I’d write everything down in a notebook. The original question, each subsequent question, the lines, and then my raw, messy interpretation. I’d let it simmer. Sometimes it’d make sense days later. Sometimes a phrase would just jump out at me, almost like a whisper in my ear, and suddenly, boom, clarity. It wasn’t about getting a “yes” or “no” answer. It was about seeing the pattern, understanding the forces at play, getting a nudge in a direction I hadn’t considered.
Getting the Real Answers
One time, I was totally agonizing over a job offer. Good money, but the vibe felt off. My “27 I Ching” routine told me a lot about “holding firm,” “not grasping blindly,” and “seeking true alignment.” It was a lot of repeated messages across those multiple readings that basically screamed, “This ain’t it, chief.” I ended up turning it down, which felt completely insane at the time given my finances.
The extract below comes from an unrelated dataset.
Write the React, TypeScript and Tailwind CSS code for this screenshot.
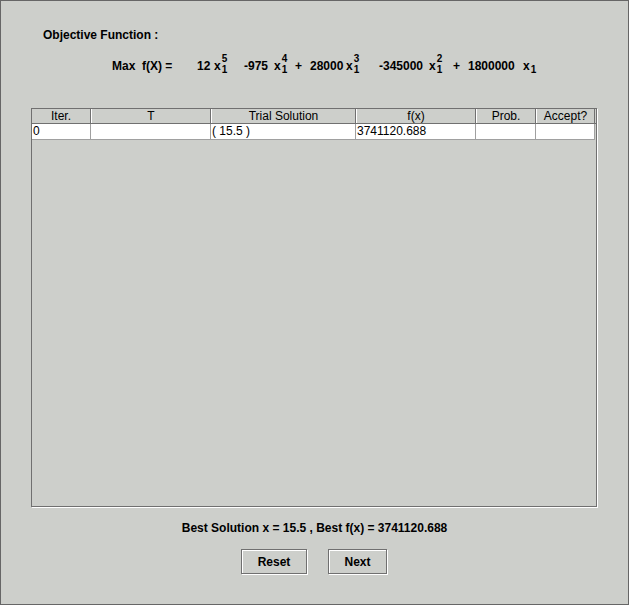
import React from 'react';

const X = ({ sup, className }: { sup?: string; className: string }) => (
    <span className={`flex items-center shrink-0 ${className}`}>
        <span>x</span>
        <span className="flex flex-col ml-px mb-[4px] text-[10px] leading-[11px]">
            <span className="h-[11px]">{sup}</span>
            <span>1</span>
        </span>
    </span>
)

const cols = [
    { name: 'Iter.', w: 'w-[59px]' },
    { name: 'T', w: 'w-[120px]' },
    { name: 'Trial Solution', w: 'w-[145px]' },
    { name: 'f(x)', w: 'w-[120px]' },
    { name: 'Prob.', w: 'w-[60px]' },
    { name: 'Accept?', w: 'w-[59px]' },
]

const row = ['0', '', '( 15.5 )', '3741120.688', '', '']

const App = () => {

    return (
        <div className="w-[629px] h-[605px] border border-[#666666] bg-[#cdcfcb] text-black font-['Liberation_Sans',Arial,sans-serif] text-[12px] leading-[14px] flex flex-col">

            <div className="pt-[27px] pl-[42px] font-bold">Objective Function :</div>

            <div className="flex items-center h-[22px] mt-[13px] pl-[111px] font-bold whitespace-pre">
                <span className="w-[85px] shrink-0">Max  f(X) =</span>
                <span className="w-[17px] shrink-0">12</span>
                <X sup="5" className="w-[30px]" />
                <span className="w-[30px] shrink-0">-975</span>
                <X sup="4" className="w-[21px]" />
                <span className="w-[15px] shrink-0">+</span>
                <span className="w-[36px] shrink-0">28000</span>
                <X sup="3" className="w-[33px]" />
                <span className="w-[50px] shrink-0">-345000</span>
                <X sup="2" className="w-[24px]" />
                <span className="w-[15px] shrink-0">+</span>
                <span className="w-[55px] shrink-0">1800000</span>
                <X className="w-[20px]" />
            </div>

            {/* table pane */}
            <div className="ml-[30px] mt-[31px] w-[566px] h-[399px] border border-[#707070] shadow-[1px_1px_0_#ffffff] flex flex-col">
                <div className="flex h-[15px] border-b border-[#707070]">
                    {cols.map((c, i) => (
                        <div key={i} className={`${c.w} shrink-0 border-r border-[#707070] ${i > 0 ? 'border-l border-l-white' : ''} text-center leading-[14px]`}>
                            {c.name}
                        </div>
                    ))}
                </div>
                <div className="flex h-[16px]">
                    {row.map((v, i) => (
                        <div key={i} className={`${cols[i].w} shrink-0 bg-white border-r border-b border-[#a0a0a0] pl-[1px] leading-[15px] whitespace-pre`}>
                            {v}
                        </div>
                    ))}
                </div>
            </div>

            <div className="mt-[14px] text-center font-bold">Best Solution x = 15.5 , Best f(x) = 3741120.688</div>

            <div className="mt-[14px] flex justify-center gap-[21px] pr-px">
                <button className="w-[66px] h-[25px] border border-[#707070] shadow-[inset_1px_1px_0_#ffffff,1px_1px_0_#ffffff] font-bold">Reset</button>
                <button className="w-[59px] h-[25px] border border-[#707070] shadow-[inset_1px_1px_0_#ffffff,1px_1px_0_#ffffff] font-bold">Next</button>
            </div>

        </div>
    )
}

export default App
But I followed that feeling, guided by those layered readings. A few months later, I heard that company went through a huge restructuring and laid off half its new hires. Dodger a bullet, big time. I mean, sure, it could have been a coincidence. But it felt like those readings gave me the courage to trust my gut when everything else was yelling at me to take the money.
Another time, I was in a bad spot with a friend. We had a huge misunderstanding, and I didn’t know whether to push for a resolution or just let it cool off. My readings kept hitting on themes of “retreat,” “patience,” and “allowing space for growth.” It wasn’t about ignoring the problem, but about when and how to approach it. So I held back. I let things breathe. And after a few weeks, the friend actually reached out, completely on their own, and apologized. If I had pushed it, I’m pretty sure it would have blown up even worse. Those readings just gave me the confidence to step back when my instinct was to jump in and “fix” things immediately.
It’s not magic, okay? It’s not some crystal ball. What I figured out, what I mastered in my own clumsy way with this “27 I Ching” blend, is that it’s a tool for cutting through your own noise. It forces you to articulate your questions. It forces you to slow down and consider possibilities you might be blind to because you’re so caught up in your own head. The answers aren’t really in the book, they’re in you. The I Ching just kicks the door open a little so you can see them.
I still use it. Not every day, not for every little thing. But when I’m really, truly stuck, when my brain is just doing loops, I pull out my coins, I open my old notebook, and I start tossing. It’s become this weird, reliable companion, helping me navigate the tricky bits of life. It’s just another way to talk to myself, I guess, but with a really wise, really old friend whispering back.